The Supreme Court sentenced Molla to death, toughening the sentence originally handed down by the country's war crimes tribunal, and rejecting an appeal for acquittal by his defense lawyers.
Molla, 65, the fourth-highest leader of Jamaat, had been given a life sentence in February by the International Crimes Tribunal. That sentence sparked deadly protests and riots by Islamists but also by secular activists on the other side who considered it too lenient.
The tribunal has since January convicted six Islamists of crimes related to the 1971 war, in which pro-independence fighters battled Pakistani forces which were helped by local Islamist leaders.
In the northwestern city of Rajshahi on Wednesday, police fired rubber bullets and tear gas to disperse scores of rock-throwing Jamaat protesters, police inspector Ziaur Rahman told AFP.
Protesters also threw small, home-made bombs at police in the capital Dhaka and in the southwestern city of Khulna during small street rallies, private television Channel 24 reported.
Police said security was tight in the capital with thousands of police and paramilitary border guards patrolling the streets.
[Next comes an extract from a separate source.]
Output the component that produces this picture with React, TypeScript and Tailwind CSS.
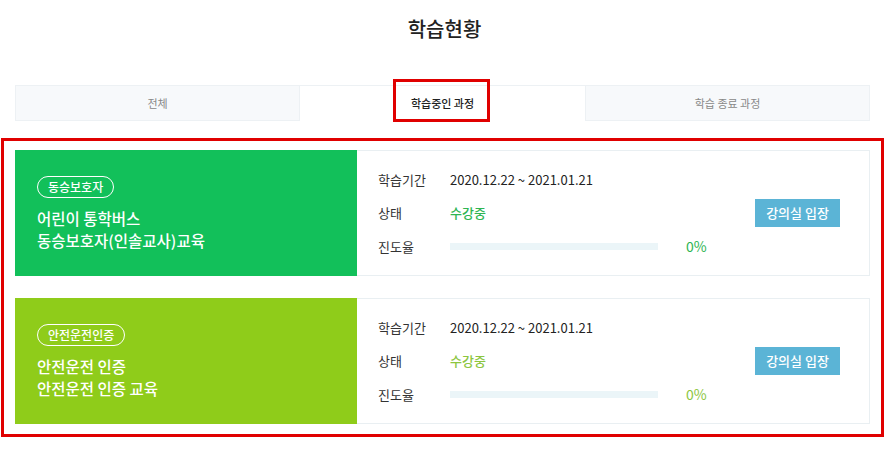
import React from "react";

type Course = {
  tag: string;
  lines: string[];
  panel: string;
  accent: string;
  period: string;
};

const courses: Course[] = [
  {
    tag: "동승보호자",
    lines: ["어린이 통학버스", "동승보호자(인솔교사)교육"],
    panel: "bg-[#12c05a]",
    accent: "text-[#2fb552]",
    period: "2020.12.22 ~ 2021.01.21",
  },
  {
    tag: "안전운전인증",
    lines: ["안전운전 인증", "안전운전 인증 교육"],
    panel: "bg-[#8fcc1a]",
    accent: "text-[#8cc63f]",
    period: "2020.12.22 ~ 2021.01.21",
  },
];

const CourseCard = ({ c }: { c: Course }) => {
  return (
    <div className="flex h-[126px]">
      {/* 왼쪽 컬러 패널 */}
      <div className={`${c.panel} flex w-[342px] flex-col justify-center pl-[22px] text-white`}>
        <span className="mb-[9px] self-start rounded-full border border-white px-[10px] text-[12px] font-medium leading-[20px]">
          {c.tag}
        </span>
        {c.lines.map((l) => (
          <div key={l} className="text-[15.5px] font-medium leading-[22px]">
            {l}
          </div>
        ))}
      </div>

      {/* 오른쪽 정보 */}
      <div className="flex flex-1 items-center border border-l-0 border-[#e9eff2] bg-white pl-[21px] pr-[29px]">
        <div className="flex flex-1 flex-col text-[13px] text-[#333]">
          <div className="flex h-[33px] items-center">
            <span className="w-[72px]">학습기간</span>
            <span className="text-[#222]">{c.period}</span>
          </div>
          <div className="flex h-[34px] items-center">
            <span className="w-[72px]">상태</span>
            <span className={`${c.accent} font-medium`}>수강중</span>
          </div>
          <div className="flex h-[33px] items-center">
            <span className="w-[72px]">진도율</span>
            <div className="h-[7px] w-[208px] bg-[#ebf5f8]" />
            <span className={`${c.accent} ml-[28px] text-[14px]`}>0%</span>
          </div>
        </div>
        <button className="h-[28px] w-[85px] bg-[#5bb4d6] text-[13px] font-medium text-white">
          강의실 입장
        </button>
      </div>
    </div>
  );
};

const App = () => {
  return (
    <div
      className="w-[889px] bg-white pt-[14px]"
      style={{ fontFamily: '"Noto Sans CJK KR", "Noto Sans", sans-serif' }}
    >
      {/* 제목 */}
      <h1 className="text-center text-[20px] font-medium leading-[30px] text-[#222]">학습현황</h1>

      {/* 탭 */}
      <div className="mx-[15px] mt-[41px] flex h-[36px] text-[11px]">
        <div className="flex w-[285px] items-center justify-center border border-[#edf1f4] bg-[#f7f9fb] text-[#888]">
          전체
        </div>
        <div className="relative flex w-[285px] items-center justify-center border-t border-[#edf1f4] bg-white font-medium text-[#222]">
          학습중인 과정
          <span className="absolute left-[93px] top-[-7px] h-[43px] w-[97px] border-[3px] border-[#e00000]" />
        </div>
        <div className="flex w-[285px] items-center justify-center border border-[#edf1f4] bg-[#f7f9fb] text-[#888]">
          학습 종료 과정
        </div>
      </div>

      {/* 과정 목록 */}
      <div className="ml-[1px] mt-[17px] flex w-[883px] flex-col gap-[22px] border-[3px] border-[#e00000] px-[11px] pb-[10px] pt-[9px]">
        {courses.map((c) => (
          <CourseCard key={c.tag} c={c} />
        ))}
      </div>
    </div>
  );
};

export default App;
Schools, shops and many offices were closed on the first day of the 48-hour strike. Inter-district motorways were empty and bus services have been suspended.
Molla's sentence drew strong criticism from global rights groups with the International Commission of Jurists, calling it "incompatible with international principles of fair trial.”
Amnesty International said: "This is the first known case of a prisoner sentenced to death directly by the highest court in Bangladesh. It is also the first known death sentence in Bangladesh with no right of appeal."